Muti’s participation will not cease, or even decrease, after that initial month-long residency. The new music director will lead a total of 10 CSO subscription weeks of concerts, including concert performances of Verdi’s opera Otello and full-scale orchestral works by Bates and Clyne, as well as a tour of three major programs to New York’s Carnegie Hall in April 2011.
He also has called on an array of vocal and instrumental soloists, including Leif Ove Andsnes, Yo-Yo Ma, Mitsuko Uchida, and Vadim Repin, to join him in his performances and to appear with other conductors and also in non-orchestral programs that are a part of Symphony Center Presents.
“I don’t like so-called ‘themes,’” Muti said in an interview Thursday before the press conference. “The theme for us is to have a large spectrum, an arch of the history of Western music, from Baroque to Classical to Romantic to modern to contemporary to brand-new commissions. These are ways of engaging in an experience that is both enriching and educational to the widest possible publics.”
Muti has clearly immersed himself in the details of the announced season well beyond his own concerts. The Civic Orchestra, MusicNOW concerts, the “Beyond the Score" series, youth outreach, guest artists -- he seems to have committed all their details to memory. “It is challenging, but it is also quite fun,” he said, with specific examples of individual programs bubbling up throughout his comments.
Muti also hopes that annual presentations of operas in concert will be a part of his directorship. “You need this,” he said. “Not only because it pleases the audience. But it underscores for the orchestra players the importance of achieving a singing tone, a singing style in their playing.”

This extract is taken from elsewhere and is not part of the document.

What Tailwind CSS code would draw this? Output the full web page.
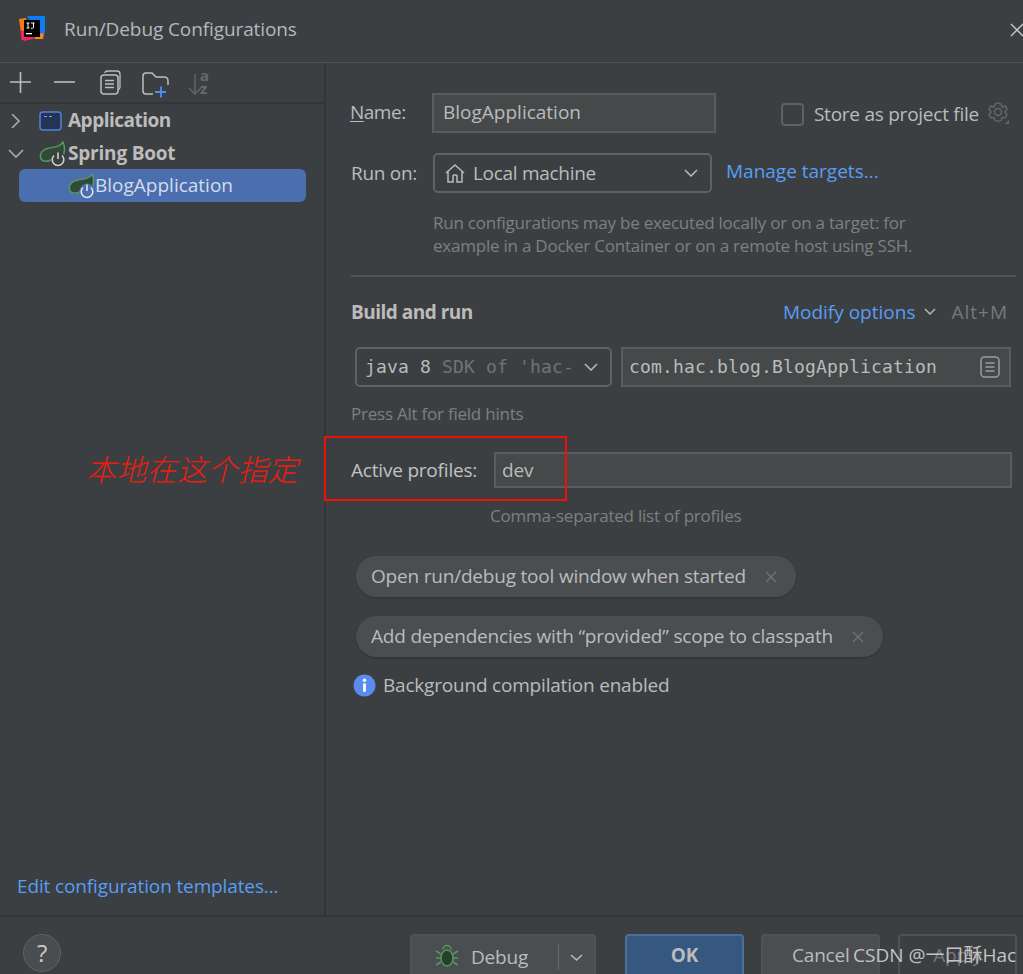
<!DOCTYPE html>
<html><head><meta charset="utf-8">
<script src="https://cdn.jsdelivr.net/npm/@tailwindcss/browser@4"></script>
</head>
<body class="m-0">
<div class="relative w-[1023px] h-[974px] overflow-hidden bg-[#3c3f41] text-[#bbbbbb] font-['Open_Sans','Noto_Sans_CJK_SC',sans-serif] text-[19px] tracking-[-0.2px] flex flex-col">
  <!-- title -->
  <header class="h-[63px] shrink-0 border-b border-[#4e5052] flex items-center pl-[19px] relative">
    <svg width="26" height="26" viewBox="0 0 26 26" class="mr-[19px] -mt-[4px]">
      <path d="M0 3l7-1 4 20-8 2z" fill="#fb7a18"/><path d="M8 0h18v17l-7 2z" fill="#0d7bf7"/><path d="M2 14l14 5-2 4-9 2-3-3z" fill="#f4255d"/><path d="M18 18l7-1-1 6-9 0z" fill="#f9841a"/>
      <rect x="5" y="4" width="16" height="17" fill="#000"/><rect x="7" y="17" width="6" height="1.3" fill="#fff"/>
      <path d="M7.500 7h3M9 7v5M7.500 12h3M12 7h3.500M14.500 7v4.500q0 .8-1 .8h-1.500" stroke="#fff" stroke-width="1" fill="none"/>
    </svg>
    <span class="text-[#b4b8bb] leading-none -mt-[4px] tracking-[-0.1px]">Run/Debug Configurations</span>
    <svg width="14" height="14" viewBox="0 0 14 14" class="absolute left-[1010px] top-[23px]"><path d="M1 1l12 12M13 1L1 13" stroke="#c8c8c8" stroke-width="1.400"/></svg>
  </header>

  <div class="flex flex-1 min-h-0">
    <!-- left -->
    <aside class="w-[326px] shrink-0 border-r-2 border-[#333638] flex flex-col">
      <div class="h-[41px] shrink-0 border-b-2 border-[#333638] flex items-center relative">
        <svg width="220" height="32" viewBox="0 0 220 32" fill="none" class="-mt-[1px] overflow-visible">
          <path d="M10 16h21M20.500 6v21" stroke="#bdbdbd" stroke-width="1.600"/>
          <path d="M54 16h21" stroke="#bdbdbd" stroke-width="1.600"/>
          <rect x="101" y="9" width="17" height="19" rx="3" stroke="#bdbdbd" stroke-width="1.500"/>
          <path d="M105 7q0-2 3-2h9q3 0 3 3v13q0 2-2 3" stroke="#bdbdbd" stroke-width="1.300"/>
          <path d="M105 14.500h9M105 18h9M105 21.500h9" stroke="#bdbdbd" stroke-width="1.300"/>
          <path d="M153 28h-7q-3 0-3-3V10q0-3 3-3h6l4 4h8q4 0 4 4v4" stroke="#bdbdbd" stroke-width="1.500"/>
          <path d="M155 26h11M161 20.500v11" stroke="#4f8ff5" stroke-width="1.800"/>
          <path d="M195 8v20M189 22l6 6 6-6" stroke="#616365" stroke-width="1.500"/>
          <text x="200" y="15" font-size="15" font-weight="700" fill="#67696b">a</text>
          <text x="200" y="28" font-size="15" font-weight="700" fill="#67696b">z</text>
        </svg>
      </div>
      <div class="flex-1 relative">
        <div class="h-[33px] flex items-center">
          <svg width="14" height="14" viewBox="0 0 14 14" class="ml-[8px] mr-[17px]" fill="none"><path d="M4 0l7 7-7 7" stroke="#a9abad" stroke-width="1.600"/></svg>
          <svg width="24" height="20" viewBox="0 0 24 20" class="mr-[5px]" fill="none"><rect x="1" y="1" width="21" height="18" rx="3" fill="#243454" stroke="#4f82d6" stroke-width="1.500"/><path d="M5 5.500h3M10 5.500h3" stroke="#7fa3de" stroke-width="1.200"/></svg>
          <span class="font-bold text-[#bcbcbc] tracking-[-0.5px]">Application</span>
        </div>
        <div class="h-[33px] flex items-center">
          <svg width="16" height="10" viewBox="0 0 16 10" class="ml-[8px] mr-[15px]" fill="none"><path d="M1 1l7 7 7-7" stroke="#a9abad" stroke-width="1.600"/></svg>
          <svg width="28" height="26" viewBox="0 0 28 26" class="mr-[1px]" fill="none"><path d="M2 18c-2-6 2-10 8-11 6-1 11-1 14-6 2 5 2 11-1 15-3 2-6 1-9 2-5 3-10 3-12 0z" fill="#2f4a36" stroke="#57965c" stroke-width="1.500"/><circle cx="19" cy="18" r="7.500" fill="#3c3f41"/><path d="M15 14.500a5.800 5.800 0 1 0 8 0M19 11.500v6.500" stroke="#cfcfcf" stroke-width="1.600"/></svg>
          <span class="font-bold text-[#bcbcbc] tracking-[-0.2px]">Spring Boot</span>
        </div>
        <div class="ml-[19px] w-[287px] h-[33px] -mt-[1px] rounded-[6px] bg-[#4b6eaf] flex items-center pl-[50px] text-[#d4dceb] tracking-normal">
          <svg width="28" height="26" viewBox="0 0 28 26" class="-ml-[1px] shrink-0" fill="none"><path d="M2 18c-2-6 2-10 8-11 6-1 11-1 14-6 2 5 2 11-1 15-3 2-6 1-9 2-5 3-10 3-12 0z" fill="#2f4a36" stroke="#57965c" stroke-width="1.500"/><circle cx="19" cy="18" r="7.500" fill="#4b6eaf"/><path d="M15 14.500a5.800 5.800 0 1 0 8 0M19 11.500v6.500" stroke="#dfe3ea" stroke-width="1.600"/></svg>
          <span class="-ml-[1px] -mt-[1px]">BlogApplication</span>
        </div>
        <div class="absolute left-[17px] top-[770px] text-[#589df6] leading-[24px] tracking-[-0.13px]">Edit configuration templates...</div>
      </div>
    </aside>

    <!-- right -->
    <main class="flex-1 min-w-0 pl-[25px] pr-[13px] pt-[30px] flex flex-col">
      <div class="h-[40px] flex items-center">
        <span class="w-[82px] -ml-[1px] -mt-[2px] shrink-0 tracking-[-0.5px]"><span class="underline underline-offset-2">N</span>ame:</span>
        <div class="w-[284px] h-[40px] border-2 border-[#5a5d5f] bg-[#45494a] flex items-center pl-[9px] tracking-normal"><span class="-mt-[2px]">BlogApplication</span></div>
        <div class="w-[23px] h-[23px] ml-[65px] mt-[2px] border-2 border-[#5f6163] bg-[#3c3f41] rounded-[4px] shrink-0"></div>
        <span class="ml-[10px] mt-[3px] whitespace-nowrap tracking-[-0.25px]">Store as project file</span>
        <svg width="24" height="26" viewBox="0 0 24 26" fill="none" class="ml-[7px] shrink-0"><path d="M12 3l3 1 1 3 3-1 2 3-2 3 2 3-2 3-3-.5-1 3-3 1-3-1-1-3-3 .5-2-3 2-3-2-3 2-3 3 1 1-3z" stroke="#636567" stroke-width="1.500"/><circle cx="12" cy="12" r="3.500" stroke="#636567" stroke-width="1.500"/><path d="M23 20v4h-4z" fill="#636567"/></svg>
      </div>
      <div class="h-[40px] mt-[20px] flex items-center">
        <span class="w-[82px] shrink-0 tracking-[-0.3px]">Run on:</span>
        <div class="w-[279px] h-[40px] border-2 border-[#5f6163] rounded-[5px] flex items-center pl-[10px] shrink-0">
          <svg width="20" height="20" viewBox="0 0 20 20" fill="none" class="shrink-0"><path d="M1 10l9-8 9 8M3 8.500V19h5v-6q0-1 1-1h2q1 0 1 1v6h5V8.500" stroke="#bbbbbb" stroke-width="1.500"/></svg>
          <span class="ml-[8px] mt-[1px] tracking-[-0.3px]">Local machine</span>
          <svg width="14" height="8" viewBox="0 0 14 8" class="ml-auto mr-[12px]" fill="none"><path d="M1 1l6 6 6-6" stroke="#bbbbbb" stroke-width="1.500"/></svg>
        </div>
        <span class="ml-[14px] -mt-[3px] text-[#589df6] whitespace-nowrap tracking-normal">Manage targets...</span>
      </div>
      <div class="ml-[82px] mt-[18px] text-[17px] leading-[23px] text-[#7d8082] whitespace-nowrap tracking-[-0.23px]">Run configurations may be executed locally or on a target: for<br>example in a Docker Container or on a remote host using SSH.</div>
      <div class="h-[2px] bg-[#4f5254] mt-[18px] w-[665px]"></div>
      <div class="h-[24px] mt-[23px] flex items-center">
        <span class="font-bold text-[#bcbcbc] tracking-[-0.5px]">Build and run</span>
        <span class="ml-auto text-[#589df6] tracking-normal">Modify options</span>
        <svg width="12" height="7" viewBox="0 0 12 7" class="ml-[9px] -mt-[1px]" fill="none"><path d="M1 1l5 5 5-5" stroke="#b5b5b5" stroke-width="1.500"/></svg>
        <span class="ml-[15px] mr-[2px] text-[#76797b] tracking-[1px]">Alt+M</span>
      </div>
      <div class="h-[40px] mt-[23px] flex items-center font-['DejaVu_Sans_Mono','Liberation_Mono',monospace] text-[18px] tracking-[0.16px]">
        <div class="w-[257px] ml-[4px] h-[40px] border-2 border-[#5f6163] rounded-[5px] flex items-center pl-[8px] shrink-0 whitespace-nowrap overflow-hidden">
          <span class="-mt-[1px]">java 8</span><span class="ml-[11px] -mt-[1px] text-[#707375]">SDK of 'hac-</span>
          <svg width="14" height="8" viewBox="0 0 14 8" class="ml-auto mr-[12px] shrink-0" fill="none"><path d="M1 1l6 6 6-6" stroke="#bbbbbb" stroke-width="1.500"/></svg>
        </div>
        <div class="w-[390px] h-[40px] ml-[9px] border-2 border-[#5a5d5f] bg-[#45494a] flex items-center pl-[6px] shrink-0 whitespace-nowrap">
          <span class="-mt-[2px]">com.hac.blog.BlogApplication</span>
          <svg width="20" height="22" viewBox="0 0 20 22" class="ml-auto mr-[9px]" fill="none"><rect x="1" y="1" width="18" height="20" rx="3.500" stroke="#9a9c9e" stroke-width="1.500"/><path d="M5.500 7h9M5.500 11h9M5.500 15h9" stroke="#9a9c9e" stroke-width="1.500"/></svg>
        </div>
      </div>
      <div class="mt-[15px] h-[24px] text-[17px] leading-[24px] text-[#7d8082] tracking-[-0.23px]">Press Alt for field hints</div>
      <div class="h-[36px] mt-[26px] flex items-center">
        <span class="w-[143px] shrink-0 text-[#c2c2c2]">Active profiles:</span>
        <div class="w-[518px] h-[36px] border-2 border-[#5a5d5f] bg-[#45494a] flex items-center pl-[6px] shrink-0">dev</div>
      </div>
      <div class="ml-[139px] mt-[16px] h-[24px] text-[17px] leading-[24px] text-[#7d8082] tracking-[-0.23px]">Comma-separated list of profiles</div>
      <div class="flex flex-col items-start mt-[28px] ml-[5px] gap-[19px]">
        <div class="h-[41px] rounded-full bg-[#4b4e50] shadow-[0_1px_2px_#2f3133] flex items-center pl-[15px] pr-[19px] whitespace-nowrap">
          Open run/debug tool window when started
          <svg width="12" height="12" viewBox="0 0 12 12" class="ml-[19px]" fill="none"><path d="M1 1l10 10M11 1L1 11" stroke="#707375" stroke-width="1.400"/></svg>
        </div>
        <div class="h-[41px] rounded-full bg-[#4b4e50] shadow-[0_1px_2px_#2f3133] flex items-center pl-[15px] pr-[19px] whitespace-nowrap">
          Add dependencies with “provided” scope to classpath
          <svg width="12" height="12" viewBox="0 0 12 12" class="ml-[19px]" fill="none"><path d="M1 1l10 10M11 1L1 11" stroke="#707375" stroke-width="1.400"/></svg>
        </div>
      </div>
      <div class="flex items-center h-[24px] mt-[16px] ml-[2px]">
        <svg width="23" height="23" viewBox="0 0 22 22" class="mr-[7px]"><circle cx="11" cy="11" r="10.500" fill="#5a8cf0"/><rect x="9.700" y="9" width="2.600" height="8" fill="#fff"/><circle cx="11" cy="6" r="1.600" fill="#fff"/></svg>
        <span>Background compilation enabled</span>
      </div>
    </main>
  </div>

  <!-- footer -->
  <footer class="h-[59px] shrink-0 border-t-2 border-[#333638] flex items-start pl-[23px] pt-[17px]">
    <div class="w-[38px] h-[38px] rounded-full border border-[#5f6264] bg-[#4a4d4f] flex items-center justify-center text-[24px] text-[#c8c8c8] shrink-0">?</div>
    <div class="ml-[349px] w-[186px] h-[44px] border-2 border-[#505355] bg-[#4b4e50] rounded-[4px] flex items-start pt-[8px] shrink-0">
      <svg width="24" height="24" viewBox="0 0 24 24" class="ml-[23px]" fill="none"><ellipse cx="12" cy="14" rx="6" ry="8" fill="#26402c" stroke="#57965c" stroke-width="1.500"/><path d="M8 5.500a4 4 0 0 1 8 0M1 7l5 3M23 7l-5 3M1 14h5M23 14h-5M1 21l5-3M23 21l-5-3" stroke="#57965c" stroke-width="1.500"/></svg>
      <span class="ml-[12px] -mt-[1px]">Debug</span>
      <span class="ml-[30px] w-[1px] h-[26px] bg-[#66696b]"></span>
      <svg width="13" height="7" viewBox="0 0 13 7" class="ml-[11px] mt-[10px]" fill="none"><path d="M1 1l5.500 5 5.500-5" stroke="#bbbbbb" stroke-width="1.500"/></svg>
    </div>
    <div class="ml-[29px] w-[119px] h-[44px] border-2 border-[#4a7199] bg-[#365880] rounded-[4px] font-bold text-center pt-[5px] shrink-0">OK</div>
    <div class="ml-[17px] w-[119px] h-[44px] border-2 border-[#505355] bg-[#4b4e50] rounded-[4px] pl-[29px] pt-[5px] shrink-0">Cancel</div>
    <div class="ml-[18px] w-[119px] h-[44px] border-2 border-[#505355] rounded-[4px] text-center pt-[5px] text-[#75787a] shrink-0">Apply</div>
  </footer>

  <!-- annotations -->
  <div class="absolute left-[324px] top-[436px] w-[243px] h-[65px] border-2 border-[#f01008]"></div>
  <div class="absolute left-[86px] top-[448px] text-[30px] leading-[40px] italic font-light tracking-[0.3px] text-[#ee1b10] whitespace-nowrap font-['Noto_Sans_CJK_SC',sans-serif]">本地在这个指定</div>
  <div class="absolute left-[853px] top-[942px] leading-[26px] text-[#c3c3c3] whitespace-nowrap tracking-normal">CSDN @一口酥Hac</div>
</div>
</body></html>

HAITINK AND BOULEZ: The CSO’s two beloved and respected elder statesmen, current principal conductor Bernard Haitink and conductor emeritus Pierre Boulez, will return for two weeks of concerts each next season.
Boulez appears in November and December with programs of Debussy, Ligeti (the belated CSO premiere of his violin concerto, with concertmaster Robert Chen), and the late Italian modernist Franco Donatoni; and also Berg, Schoenberg, and a first-performance in a decade of Janáček’s Glagolitic Mass.

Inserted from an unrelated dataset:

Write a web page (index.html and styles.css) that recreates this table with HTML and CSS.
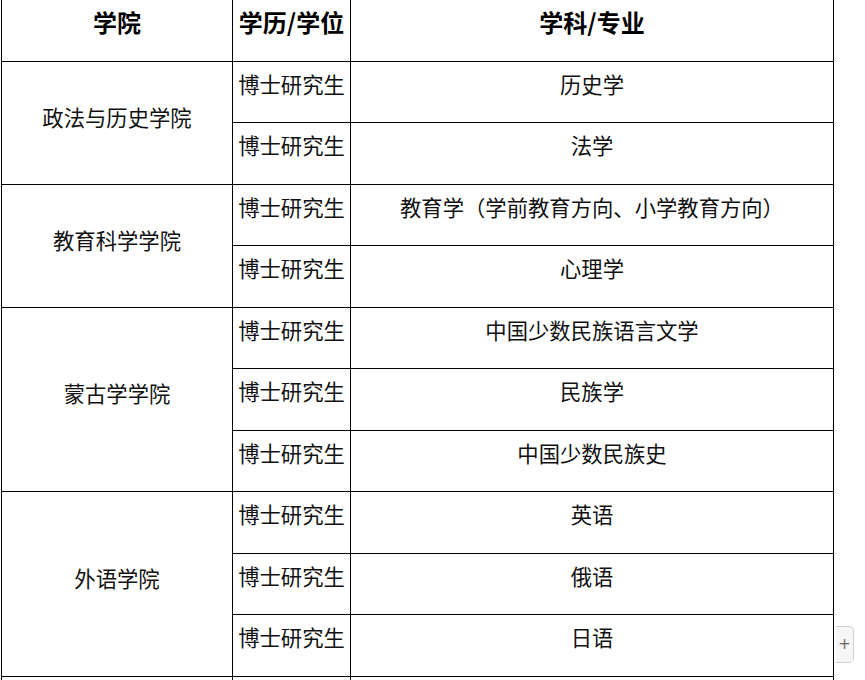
FILE: index.html
```html
<!DOCTYPE html>
<html lang="zh-CN">
<head>
<meta charset="utf-8">
<title>学科专业</title>
<link rel="stylesheet" href="styles.css">
</head>
<body>
<table class="majors">
  <colgroup>
    <col class="c1">
    <col class="c2">
    <col class="c3">
  </colgroup>
  <thead>
    <tr><th>学院</th><th>学历/学位</th><th>学科/专业</th></tr>
  </thead>
  <tbody>
    <tr><td class="college" rowspan="2">政法与历史学院</td><td>博士研究生</td><td>历史学</td></tr>
    <tr><td>博士研究生</td><td>法学</td></tr>
    <tr><td class="college" rowspan="2">教育科学学院</td><td>博士研究生</td><td>教育学（学前教育方向、小学教育方向）</td></tr>
    <tr><td>博士研究生</td><td>心理学</td></tr>
    <tr><td class="college" rowspan="3">蒙古学学院</td><td>博士研究生</td><td>中国少数民族语言文学</td></tr>
    <tr><td>博士研究生</td><td>民族学</td></tr>
    <tr><td>博士研究生</td><td>中国少数民族史</td></tr>
    <tr><td class="college" rowspan="3">外语学院</td><td>博士研究生</td><td>英语</td></tr>
    <tr><td>博士研究生</td><td>俄语</td></tr>
    <tr><td>博士研究生</td><td>日语</td></tr>
    <tr class="next"><td></td><td></td><td></td></tr>
  </tbody>
</table>
<button class="expand" type="button">+</button>
</body>
</html>
```

FILE: styles.css
```css
html, body {
  margin: 0;
  padding: 0;
  background: #fff;
  overflow: hidden;
}
body {
  width: 865px;
  height: 680px;
  position: relative;
  font-family: "Noto Sans CJK SC", "Noto Sans", sans-serif;
  color: #111;
}
.majors {
  border-collapse: collapse;
  table-layout: fixed;
  width: 832px;
  margin: -1px 0 0 1px;
  font-size: 21.33px;
}
.c1 { width: 231px; }
.c2 { width: 118px; }
.c3 { width: 483px; }
.majors tr {
  height: 61.5px;
}
.majors th,
.majors td {
  border: 1px solid #000;
  padding: 6px 0 0;
  line-height: 31px;
  text-align: center;
  vertical-align: top;
  white-space: nowrap;
  overflow: hidden;
}
.majors th {
  font-size: 24px;
  font-weight: bold;
  color: #000;
  padding-top: 6px;
  line-height: 32px;
}
.majors td.college {
  vertical-align: middle;
  padding: 0 0 13px;
}
.expand {
  position: absolute;
  left: 836px;
  top: 626px;
  width: 18px;
  height: 37px;
  padding: 0;
  border: 1px solid #cfcfcf;
  border-left: none;
  border-radius: 0 5px 5px 0;
  background: #f6f6f6;
  color: #666;
  font-family: "DejaVu Sans", sans-serif;
  font-size: 15px;
  line-height: 35px;
  text-align: center;
}
```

Haitink offers season-closing programs in May and June 2011 of classical and Romantic-era masterworks and the Mahler Ninth Symphony.

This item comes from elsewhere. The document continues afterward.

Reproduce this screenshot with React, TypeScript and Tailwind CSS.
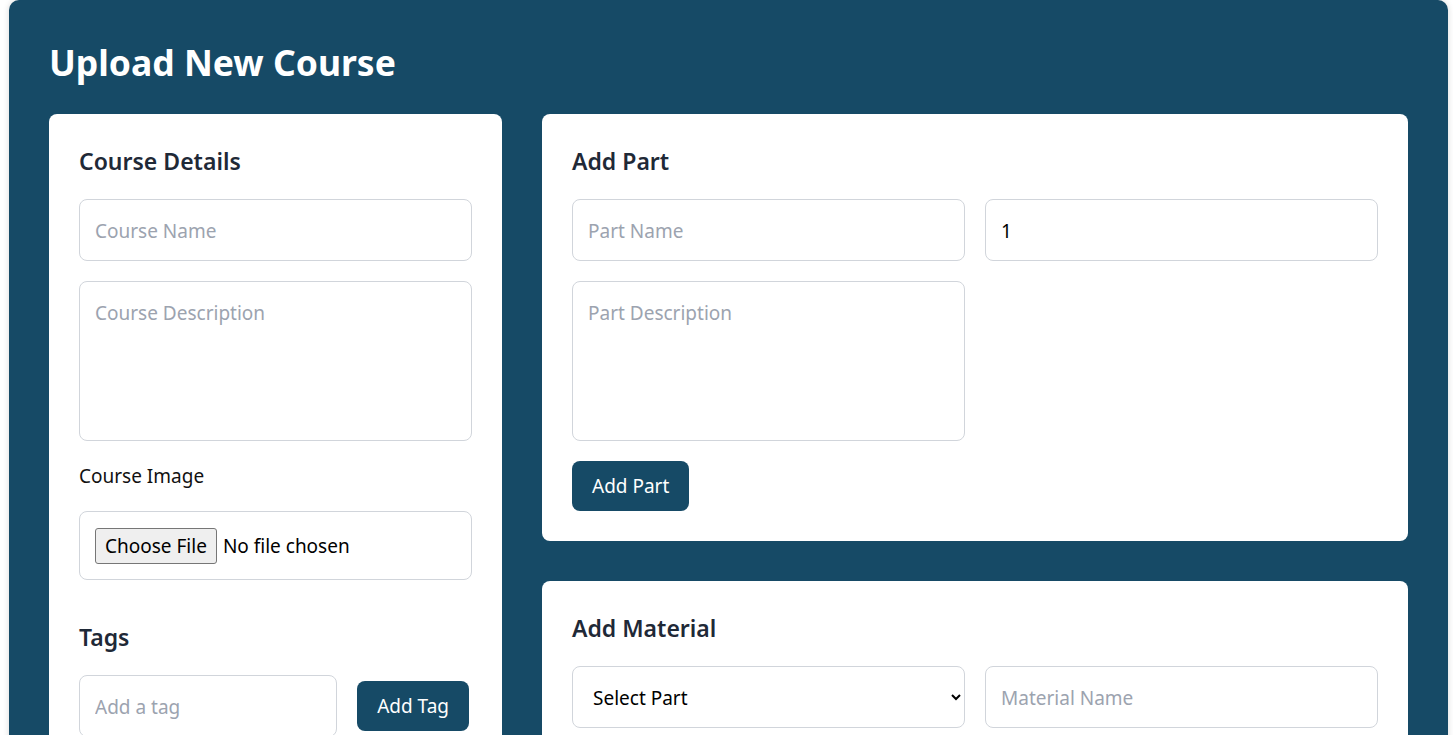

GUEST CONDUCTORS: Two other conductors currently out of the music director game, Esa-Pekka Salonen, formerly of the Los Angeles Philharmonic, and Charles Dutoit, caretaker at the Philadelphia Orchestra, will lead two weeks of concerts. Salonen’s February programs will include the Chicago première of his own violin concerto, a CSO co-commission, with soloist Leila Josefowicz. Dutoit’s will include a Penederecki work for three cello soloists and Elgar’s Enigma Variations as a part of the CSO’s hugely popular “Beyond the Score” series.
• Other guests will have one week apiece, with one, Helmuth Rilling, leading a single-performance special concert of Mendelssohn’s oratorio Elijah on March 11, 2011.
• One of the most intriguing guest conductor announcements is that the superb violinist Gil Shaham will lead October concerts of his own design featuring concertos by Haydn and Mozart, as well as anti-Nazi German composer Karl Amadeus Hartmann in its first CSO performances. Shaham, who will be the season's first guest conductor after a month of Muti concerts, will also take his program and the orchestra to Wentz Concert Hall at North Central College in Naperville on October 21.
• The excellent Dallas music director Jaap van Zweden returns in October with music of Mahler, Shostakovich, and the contemporary Alaska-based John Luther Adams. He, his Mahler soloist, fast rising Canadian soprano Measha Brueggergosman, and the CSO will also take the program to the Krannert Center at the University of Illinois at Urbana-Champaign on October 30.
• Michael Tilson Thomas returns in November with an all-Copland program, including two works in their first CSO performances and the CSO debut of young American organ virtuoso Paul Jacobs.
• Antonio Pappano takes up Mendelssohn’s Italian Symphony for “Beyond the Score,” and Lyric Opera music director Sir Andrew Davis presents the CSO première of Ralph Vaughan Williams’s 1956-57 Ninth Symphony.
• Xian Zhang, a rare woman guest on the podium, returns with an all-Tchaikovsky program in December. Stephen Hough is soloist in all of the Russian composer’s piano and orchestra works with both Zhang and, in January 2011, Sir Mark Elder, who also leads Prokofiev's Fifth Symphony including in a "Beyond the Score" presentation.
• Rising young Quebec-born Yannick Nézet-Séguin will make his CSO debut in January with another young artist, French violinist Renaud Capuçon, as soloist.
• Mitsuko Uchida continues her annual series of playing and leading Mozart piano concertos and other works.
• Recent guest conductors Sir John Eliot Gardiner, Nicholas McGegan, and Ludovic Morlot all return in 2011, as do Ravinia music director James Conlon and German elder statesman Kurt Masur, each for the first time in several years.
• The guest artist roster also includes residencies by cellist Yo-Yo Ma and pianist Evgeny Kissin that encompass both CSO and Symphony Center Presents programs.
MISCELLANY: In addition to the Rands and Salonen works, commissions from outgoing composers-in-residence Mark-Anthony Turnage and Osvaldo Golijov are also scheduled.
• The “Friday Night at the Movies” series also returns, highlighted by a February 25, 2011, Tribute to Roger Ebert with excerpts of film scores selected by the Sun-Times film critic.